La « Fox-newsisation » de la France

En France (26e), comme dans l’ensemble des régimes démocratiques, l’ONG constate un « regain des tensions sociales et politiques, accéléré par les réseaux sociaux et de nouveaux médias d’opinion ». En avril, l’ONG a saisi le Conseil d’Etat d’un recours « pour contester le refus de l’Autorité de régulation de la communication audiovisuelle et numérique [Arcom] d’agir contre les manquements de [la chaîne] CNews à ses obligations ».

En octobre 2021, RSF avait dénoncé les méthodes de Vincent Bolloré, à la suite de la diffusion d’un court documentaire choc sur les méthodes d’intimidations de l’entrepreneur sur la liberté de l’information. « Sur le plan interne, la “fox-newsisation” des médias est un danger funeste pour les démocraties, car elle sape les bases de la concorde civile et d’un débat public tolérant », s’alarme le secrétaire général de RSF.
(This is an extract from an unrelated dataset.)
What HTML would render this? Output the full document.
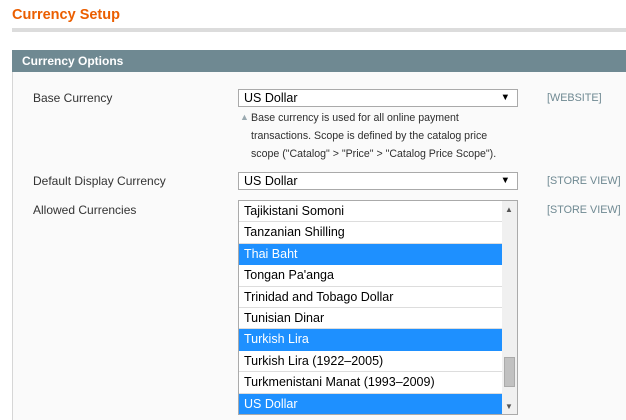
<!DOCTYPE html>
<html><head><style>
*{margin:0;padding:0;box-sizing:border-box}
body{width:626px;height:420px;overflow:hidden;background:#fff;font-family:"Liberation Sans",Arial,sans-serif;position:relative;color:#2f2f2f}
.a{position:absolute}
h1{position:absolute;left:12px;top:7px;font-size:14.5px;color:#eb5e00;font-weight:bold}
.line{left:12px;top:28px;width:614px;height:4px;background:#dcdcdc}
.hdr{left:12px;top:50px;width:614px;height:22px;background:#6f8992;color:#fff;font-weight:bold;font-size:12px;padding:4px 10px}
.panel{left:12px;top:72px;width:614px;height:348px;background:#fafafa;border-left:1px solid #d6d6d6}
.lbl{font-size:12px;color:#333;left:33px}
.sel{left:238px;width:280px;height:18px;border:1px solid #aaa;background:#fff;font-size:12.5px;color:#000;padding:1px 5px}
.sel .ar{position:absolute;right:7px;top:2px;font-size:9.5px}
.scope{left:547px;font-size:10.8px;color:#6f8992}
.note{left:251px;top:109px;font-size:10.6px;line-height:18px;color:#2f2f2f;width:255px}
.tri{left:240px;top:112px;font-size:9px;color:#9aa9b0}
.list{left:238px;top:200px;width:280px;height:215px;border:1px solid #aaa;background:#fff;overflow:hidden}
.row{height:21.4px;border-bottom:1px solid #ddd;font-size:12.5px;color:#000;padding:3px 5px;width:264px}
.row.s{background:#1e90ff;color:#fff;border-bottom-color:#1e90ff}
.sb{position:absolute;right:0;top:0;width:15px;height:100%;background:#f0f0f0}
.th{position:absolute;left:2px;top:156px;width:11px;height:30px;background:#c1c1c1;border:1px solid #aaa}
</style></head><body>
<h1>Currency Setup</h1>
<div class="a line"></div>
<div class="a hdr">Currency Options</div>
<div class="a panel"></div>
<div class="a lbl" style="top:91px">Base Currency</div>
<div class="a sel" style="top:89px">US Dollar<span class="ar">▼</span></div>
<div class="a scope" style="top:92px">[WEBSITE]</div>
<div class="a tri">▲</div>
<div class="a note">Base currency is used for all online payment transactions. Scope is defined by the catalog price scope ("Catalog" &gt; "Price" &gt; "Catalog Price Scope").</div>
<div class="a lbl" style="top:174px">Default Display Currency</div>
<div class="a sel" style="top:172px">US Dollar<span class="ar">▼</span></div>
<div class="a scope" style="top:175px">[STORE VIEW]</div>
<div class="a lbl" style="top:203px">Allowed Currencies</div>
<div class="a scope" style="top:204px">[STORE VIEW]</div>
<div class="a list">
<div class="row">Tajikistani Somoni</div>
<div class="row">Tanzanian Shilling</div>
<div class="row s">Thai Baht</div>
<div class="row">Tongan Pa'anga</div>
<div class="row">Trinidad and Tobago Dollar</div>
<div class="row">Tunisian Dinar</div>
<div class="row s">Turkish Lira</div>
<div class="row">Turkish Lira (1922–2005)</div>
<div class="row">Turkmenistani Manat (1993–2009)</div>
<div class="row s">US Dollar</div>
<div class="sb"><div style="position:absolute;left:3px;top:4px;font-size:8px;color:#555">▲</div><div class="th"></div><div style="position:absolute;left:3px;bottom:3px;font-size:8px;color:#555">▼</div></div>
</div>
</body></html>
Enfin, en février 2021, le coup d’Etat perpétré en Birmanie, pays parmi les plus répressifs pour la presse, « a brutalement ramené la situation des journalistes dix ans en arrière », plaçant le pays à la 176e place du classement, aux côtés de la Corée du Nord (180e), de l’Erythrée (179e), de l’Iran (178e), du Turkménistan (177e) et de la Chine (175e).

« Pékin a utilisé son arsenal législatif pour confiner sa population et la couper du reste du monde, et particulièrement celle de Hongkong (148e), qui dévisse significativement dans le classement », constate également RSF.